Online marketplace Amazon invested more than $1.2 billion and hired about 15,000 experts in 2023 to protect the brand, its sellers, and customers from fraud and counterfeit, according to the Amazon 2023 Brand Protection Report.
Amazon said when a customer purchases from the store, they trust they will receive an authentic product, and when businesses choose to sell in the store, they trust Amazon to provide a great selling experience free from competition with bad actors.
"In 2023, Amazon invested more than $1.2 billion and employed more than 15,000 people, including machine learning scientists, software developers, and expert investigators, who were dedicated to protecting customers, brands, selling partners, and our store from counterfeit, fraud, and other forms of abuse," it said.
Amazon said it uses document forgery detection, advanced image and video verification, and other technologies to confirm the authenticity of government-issued identity documents quickly and whether they match the individual applying to sell in the marketplace.
These technologies, it said, coupled with continued innovation in its machine learning-based detection, are deterring bad actors from attempting to create new Amazon selling accounts.
"In 2023, Amazon stopped more than 700,000 bad actor attempts to create new selling accounts, stopping them before they were able to list a single product for sale in our store. This is down from 6 million attempts by bad actors to create new Amazon selling accounts in 2020," the report said.
It added that Amazon identified, seized, and appropriately disposed of more than 7 million counterfeit products worldwide in 2023, preventing them from harming customers or being resold elsewhere in the retail supply chain.
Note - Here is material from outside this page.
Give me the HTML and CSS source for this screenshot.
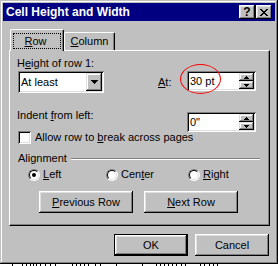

It added that since its launch in 2020, Amazon's Counterfeit Crimes Unit has pursued more than 21,000 bad actors through litigation and criminal referrals to law enforcement.
Since 2020, it said, while the number of products available for sale in the store has grown significantly, the platform saw a more than 30 per cent decrease in the total valid notices of infringement submitted by brands.
"Amazon's proactive controls blocked more than 99 per cent of suspected infringing listings before a brand ever had to find and report them," the report said.